10. What happens if my child does not obtain a place at our preferred school?
A school can NOT refuse to accept a child just because they may have special educational needs. The school could say they were unable to meet the child's needs without additional resources.
If the LEA agrees with your preference and if the school does not accept your child, the LEA is able to name the school.
If the LEA does not agree to name your school preference you are able to appeal against the decision to the Special Educational Needs (SEN) Tribunal.
parents/carers/carers are offered the opportunity to meet with LEA representatives to discuss the reasons for the SEN Panel decision, and to consider identifying another school.
11. What happens if my child has special educational needs but does not have a statement?

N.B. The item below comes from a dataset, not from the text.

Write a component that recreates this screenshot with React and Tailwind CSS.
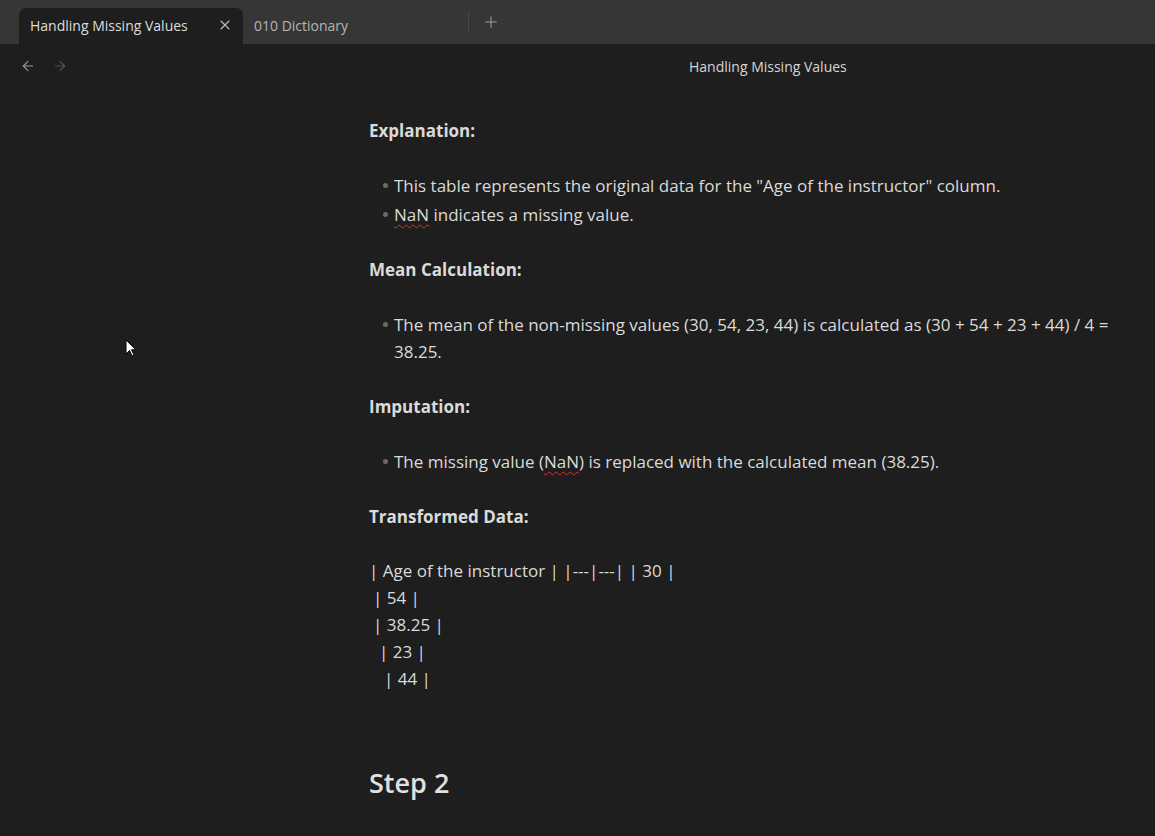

You must apply in the usual way as all other children without statements. Applications will be considered on the basis of the school's published admissions criteria. They cannot refuse to admit a child on the grounds that he or she has special educational needs or does not have a statement of special educational needs. Once you know which school your child will be going to, it is good practice for the SENCO of the new school to contact the SENCO of the current school to find out about the pupil's needs.
12. What about transport?
If your child has a statement of SEN they may or may not currently receive transport to school. You will probably have been sent a transport assessment form. If, on the basis of the assessment, your child qualifies for transport and they attend a special school or unit then it will almost certainly be provided. If you child attends a mainstream school then again the criteria applies. However, if your child attends your preferred school and this is not the nearest appropriate school to your home then you will be responsible for transport, not the LEA.
In other words, if the LEA agrees to a parental preference they do not have to provide transport.